__EXERCISE OBJECTIVE__.
From the records below, please print only the lines from the one containing "Clone this screenshot" through the one containing "Search, TriangleAlert, X", both included. Skip the pictures.

__SUPPLIED DATA__.
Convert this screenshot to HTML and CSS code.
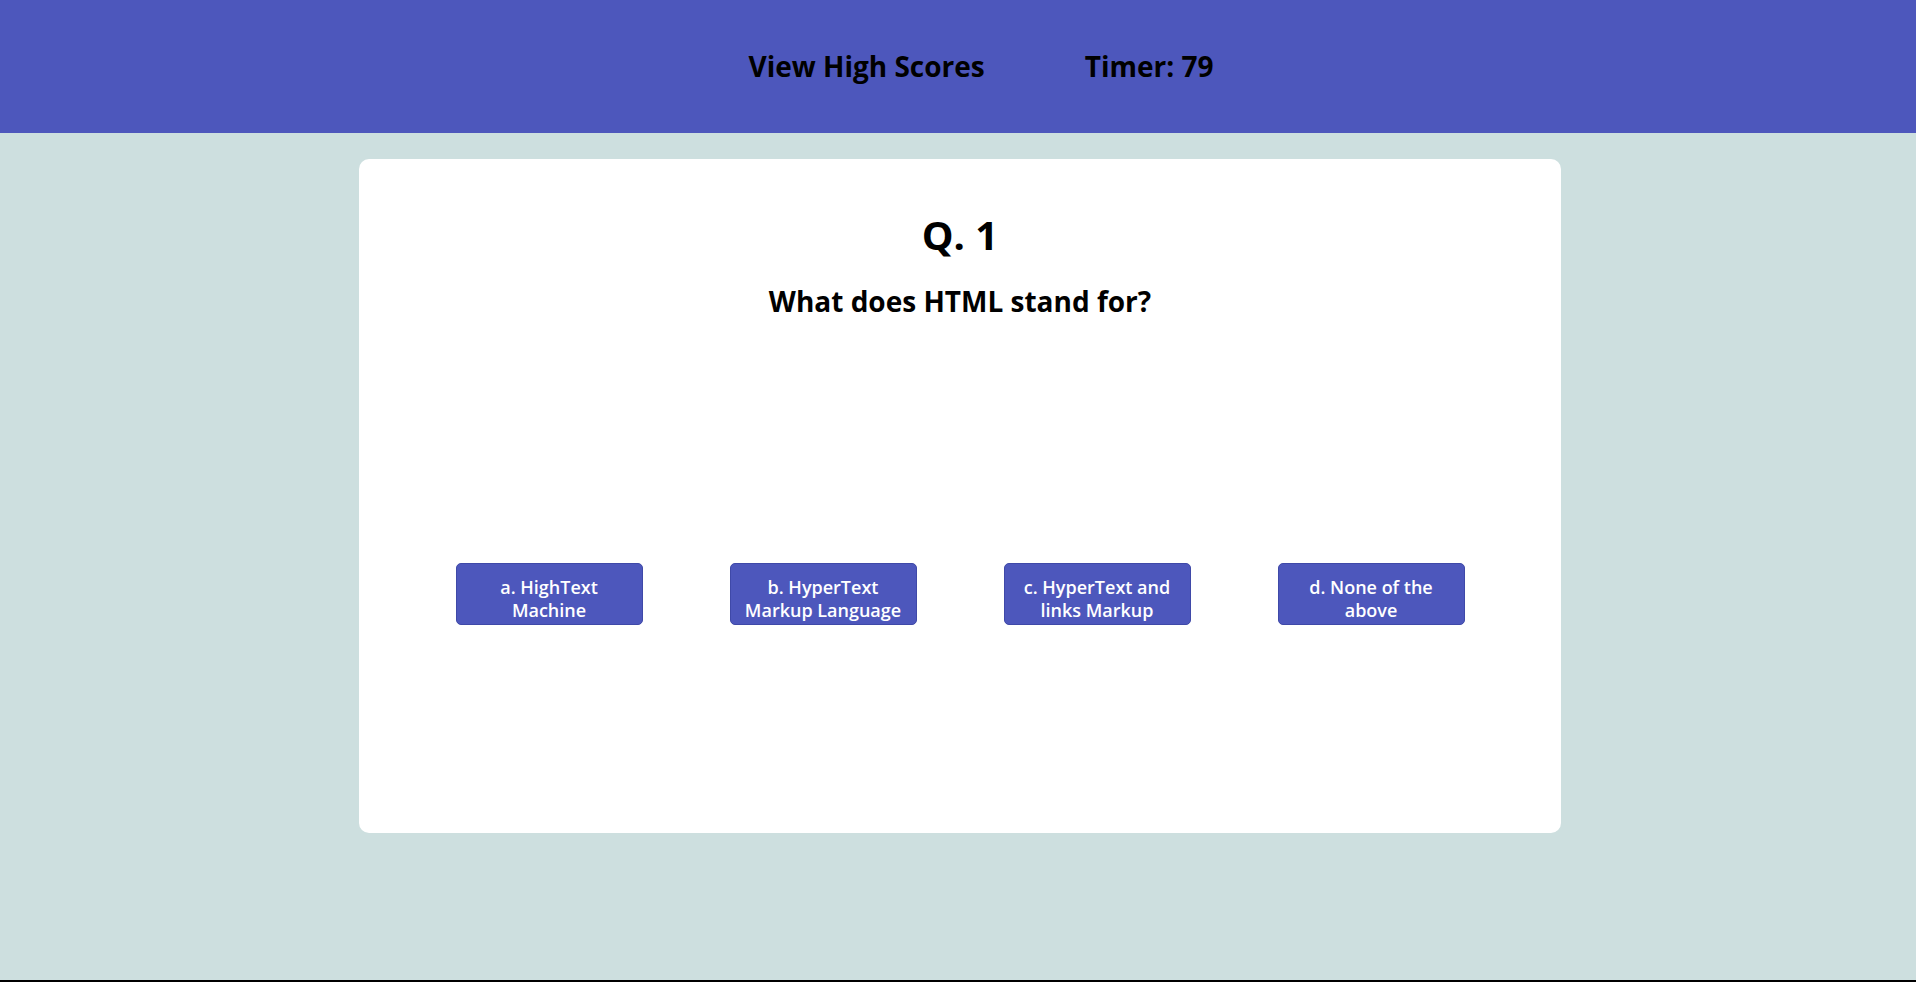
FILE: index.html
```html
<!DOCTYPE html>
<html>
<head>
<meta charset="utf-8">
<link rel="stylesheet" href="styles.css">
</head>
<body>
<div class="page">
  <header class="topbar">
    <a class="scores">View High Scores</a>
    <span class="timer">Timer: 79</span>
  </header>
  <main class="main">
    <section class="card">
      <h1 class="qnum">Q. 1</h1>
      <h2 class="question">What does HTML stand for?</h2>
      <div class="answers">
        <button class="answer">a. HighText Machine</button>
        <button class="answer">b. HyperText Markup Language</button>
        <button class="answer">c. HyperText and links Markup</button>
        <button class="answer">d. None of the above</button>
      </div>
    </section>
  </main>
  <div class="bottomline"></div>
</div>
</body>
</html>
```

FILE: styles.css
```css
html, body {
  margin: 0;
  padding: 0;
}
body {
  background: #cddfdf;
  font-family: "Open Sans", "Noto Sans", sans-serif;
  color: #000;
}
.page {
  min-height: 100vh;
  display: flex;
  flex-direction: column;
}
.topbar {
  height: 133px;
  background: #4d57bc;
  display: flex;
  justify-content: center;
  align-items: flex-start;
  gap: 100px;
  padding-left: 46px;
  box-sizing: border-box;
}
.scores, .timer {
  font-size: 28px;
  font-weight: 700;
  line-height: 34px;
  margin-top: 49px;
  color: #000;
}
.main {
  flex: 1;
  display: flex;
  justify-content: center;
  align-items: flex-start;
  padding-top: 26px;
  padding-left: 4px;
}
.card {
  width: 1202px;
  height: 674px;
  background: #fff;
  border-radius: 10px;
  box-sizing: border-box;
  display: flex;
  flex-direction: column;
  align-items: center;
}
.qnum {
  margin: 52px 0 0;
  font-size: 40px;
  line-height: 48px;
  font-weight: 700;
}
.question {
  margin: 25px 0 0;
  font-size: 28px;
  line-height: 34px;
  font-weight: 700;
}
.answers {
  margin-top: 245px;
  display: flex;
  gap: 87px;
}
.answer {
  width: 187px;
  height: 62px;
  background: #4d57bc;
  color: #fff;
  border: 1px solid #3f49a8;
  border-radius: 5px;
  font-family: "Open Sans", "Noto Sans", sans-serif;
  font-size: 18px;
  font-weight: 600;
  line-height: 23px;
  padding: 9px 10px 0;
  text-align: center;
}
.bottomline {
  height: 2px;
  background: #000;
}
```
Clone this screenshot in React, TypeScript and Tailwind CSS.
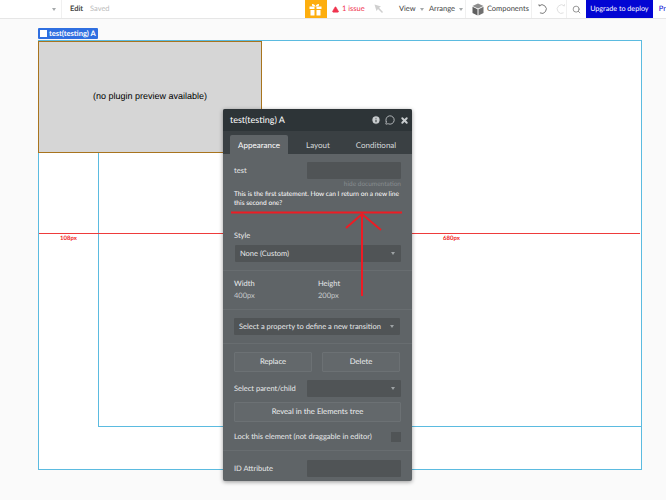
import { Info, MessageCircle, Search, TriangleAlert, X } from "lucide-react"

function Caret() {
  return <span className="ml-[4px] inline-block h-0 w-0 border-x-[2.5px] border-t-[3px] border-x-transparent border-t-[#a5a9ab]" />
}

function Arc({ color, flip }: { color: string; flip?: boolean }) {
  return (
    <svg width="11" height="11" viewBox="0 0 11 11" fill="none" stroke={color} strokeWidth="1" className={flip ? "-scale-x-100" : ""}>
      <path d="M2.500 1.500H1V0M1.200 1.700A4.500 4.500 0 1 1 2 9" />
    </svg>
  )
}

function GiftIcon() {
  return (
    <svg width="13" height="13" viewBox="0 0 13 13" fill="white">
      <path d="M0.500 3.500H5.500V6H0.500ZM7.500 3.500H12.500V6H7.500ZM1.500 7H5.500V12.500H1.500ZM7.500 7H11.500V12.500H7.500Z" />
      <path d="M6.500 3.500C5 0.500 2.500 0.500 3 2.200C3.300 3.200 5 3.500 6.500 3.500C8 3.500 9.700 3.200 10 2.200C10.500 0.500 8 0.500 6.500 3.500Z" />
    </svg>
  )
}

function CursorIcon() {
  return (
    <svg width="10" height="10" viewBox="0 0 10 10" fill="#cfcfcf">
      <path d="M0.500 0.500L7 2.500L5 3.800L9 8L8 9L4 5L2.500 7Z" />
    </svg>
  )
}

function CubeIcon() {
  return (
    <svg width="12" height="13" viewBox="0 0 12 13">
      <path d="M6 0.500L11.500 3L6 5.500L0.500 3Z" fill="#8d8d8d" />
      <path d="M0.500 3.800L5.500 6.200V12.500L0.500 10Z" fill="#5f5f5f" />
      <path d="M11.500 3.800L6.500 6.200V12.500L11.500 10Z" fill="#6f6f6f" />
    </svg>
  )
}

function TopBar() {
  return (
    <div className="flex h-[19px] items-stretch whitespace-nowrap border-b border-[#e6e6e6] bg-white text-[7.5px] text-[#444]">
      <div className="flex w-[62px] items-center justify-end border-r border-[#f0f0f0] pr-[5px]">
        <Caret />
      </div>
      <div className="flex w-[243px] items-center pl-[8px]">
        <span className="w-[20px] font-bold">Edit</span>
        <span className="text-[#bbb]">Saved</span>
      </div>
      <div className="flex w-[22px] items-center justify-center bg-[#fdae0e]">
        <GiftIcon />
      </div>
      <div className="flex w-[47px] items-center pl-[5px] text-[#f0344f]">
        <TriangleAlert size={7} fill="#f0344f" className="mr-[3px]" />
        <span>1 issue</span>
      </div>
      <div className="flex w-[25px] items-center">
        <CursorIcon />
      </div>
      <div className="flex w-[30px] items-center">View<Caret /></div>
      <div className="flex w-[37px] items-center border-r border-[#f0f0f0]">Arrange<Caret /></div>
      <div className="flex w-[66px] items-center border-r border-[#f0f0f0] pl-[6px]">
        <span className="mr-[3px] flex"><CubeIcon /></span>
        Components
      </div>
      <div className="flex w-[35px] items-center gap-[7px] border-r border-[#f0f0f0] pl-[6px]">
        <Arc color="#777" />
        <Arc color="#ddd" flip />
      </div>
      <div className="flex w-[19px] items-center justify-center">
        <Search size={9} className="text-[#777]" />
      </div>
      <div className="flex w-[67px] items-center justify-center bg-[#0205d3] text-[7.2px] text-white">Upgrade to deploy</div>
      <div className="flex flex-1 items-center pl-[6px] text-[#0205d3]">Pr</div>
    </div>
  )
}

function Field() {
  return <div className="h-[17px] w-[94px] rounded-[1px] bg-[#505456]" />
}

function Select({ label, width }: { label: string; width: string }) {
  return (
    <div className={`flex h-[17px] items-center rounded-[1px] bg-[#505456] pl-[5px] pr-[6px] text-[#e6e8e9] ${width}`}>
      {label}
      <span className="ml-auto h-0 w-0 border-x-[2.5px] border-t-[3px] border-x-transparent border-t-[#9ea2a4]" />
    </div>
  )
}

function PanelButton({ label, className }: { label: string; className: string }) {
  return (
    <div className={`flex h-[20px] items-center justify-center rounded-[1px] border border-[#6c7174] bg-[#63686b] text-[7.7px] text-[#eef0f1] ${className}`}>
      {label}
    </div>
  )
}

function Panel() {
  return (
    <div className="absolute left-[223px] top-[109px] h-[372px] w-[189px] overflow-hidden rounded-[2px] bg-[#5f6467] text-[7.5px] text-[#e8eaeb] shadow-[0_1px_4px_rgba(0,0,0,0.4)]">
      <div className="flex h-[22px] items-center justify-between bg-[#2d3437] pl-[7px] pr-[3px]">
        <span className="text-[9px] text-white">test(testing) A</span>
        <div className="flex items-center gap-[4px] text-[#c9cdcf]">
          <Info size={10} fill="#c9cdcf" stroke="#2d3437" strokeWidth={2.5} />
          <MessageCircle size={10} />
          <X size={9} strokeWidth={5} className="ml-[1px]" />
        </div>
      </div>
      <div className="flex h-[23px] items-end bg-[#3a4043] pl-[7px] text-[8px] text-[#d5d8da]">
        <div className="flex h-[19px] w-[58px] items-center justify-center rounded-t-[2px] bg-[#5f6467] text-white">Appearance</div>
        <div className="flex h-[19px] w-[60px] items-center justify-center">Layout</div>
        <div className="flex h-[19px] w-[56px] items-center justify-center">Conditional</div>
      </div>

      <div className="flex items-center justify-between px-[11px] pt-[8px]">
        <span>test</span>
        <Field />
      </div>
      <div className="mt-px pr-[11px] text-right text-[6.5px] leading-[9px] text-[#878c8f]">hide documentation</div>
      <p className="mt-px px-[11px] text-[6.6px] leading-[9px] text-white">
        This is the first statement. How can I return on a new line this second one?
      </p>

      <div className="mt-[23px] px-[11px] leading-[10px]">Style</div>
      <div className="mt-[4px] border-b border-[#686d70] pb-[8px] pl-[12px] pr-[11px]">
        <Select label="None (Custom)" width="w-[166px]" />
      </div>
      <div className="flex border-b border-[#686d70] pb-[7px] pl-[11px] pt-[7px] leading-[12px]">
        <div className="w-[84px]"><div>Width</div><div className="text-[#c4c8ca]">400px</div></div>
        <div><div>Height</div><div className="text-[#c4c8ca]">200px</div></div>
      </div>
      <div className="border-b border-[#686d70] pb-[8px] pl-[11px] pt-[8px]">
        <Select label="Select a property to define a new transition" width="w-[166px]" />
      </div>

      <div className="flex gap-[10px] pl-[11px] pt-[8px]">
        <PanelButton label="Replace" className="w-[78px]" />
        <PanelButton label="Delete" className="w-[78px]" />
      </div>
      <div className="flex items-center justify-between px-[11px] pt-[8px]">
        <span>Select parent/child</span>
        <Select label="" width="w-[94px]" />
      </div>
      <div className="px-[11px] pt-[5px]">
        <PanelButton label="Reveal in the Elements tree" className="w-full" />
      </div>
      <div className="flex items-center justify-between border-b border-[#686d70] px-[11px] pb-[8px] pt-[9px]">
        <span>Lock this element (not draggable in editor)</span>
        <div className="h-[10px] w-[10px] bg-[#505456]" />
      </div>
      <div className="flex items-center justify-between px-[11px] pt-[9px]">
        <span>ID Attribute</span>
        <Field />
      </div>
    </div>
  )
}

function Canvas() {
  return (
    <>
      <div className="absolute left-[38px] top-[28px] flex h-[11px] w-[60px] items-center gap-[2px] whitespace-nowrap rounded-[1px] bg-[#2f6fe0] px-[2px] text-[7.5px] font-bold text-white">
        <span className="h-[7px] w-[7px] shrink-0 bg-white" />
        test(testing) A
      </div>
      <div className="absolute left-[38px] top-[40px] h-[430px] w-[604px] border border-[#5bbbe0] bg-white" />
      <div className="absolute left-[38px] top-[41px] flex h-[112px] w-[224px] items-center justify-center border border-[#a8741e] bg-[#d6d6d6] font-['Liberation_Sans',sans-serif] text-[9px] text-black">
        (no plugin preview available)
      </div>
      <div className="absolute left-[98px] top-[153px] h-[274px] w-[544px] border-b border-l border-r border-[#5bbbe0]" />
      <div className="absolute left-[39px] top-[233px] h-px w-[601px] bg-[#ee3b3b]" />
      <span className="absolute left-[60px] top-[234px] text-[6px] font-bold text-[#f01c1c]">108px</span>
      <span className="absolute left-[443px] top-[234px] text-[6px] font-bold text-[#f01c1c]">680px</span>
    </>
  )
}

function Annotation() {
  return (
    <svg className="absolute left-0 top-0" width="666" height="500" fill="none" stroke="#ed1c24" strokeWidth="2">
      <path d="M231 212.500H402" />
      <path d="M362 296V214M346 228L362 214L381 230" />
    </svg>
  )
}

export default function App() {
  return (
    <div className="relative h-[500px] w-[666px] overflow-hidden bg-[#fafafa] font-['Lato',sans-serif] [text-rendering:geometricPrecision]">
      <TopBar />
      <Canvas />
      <Panel />
      <Annotation />
    </div>
  )
}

__SOLVED EXERCISE__.
Clone this screenshot in React, TypeScript and Tailwind CSS.
import { Info, MessageCircle, Search, TriangleAlert, X } from "lucide-react"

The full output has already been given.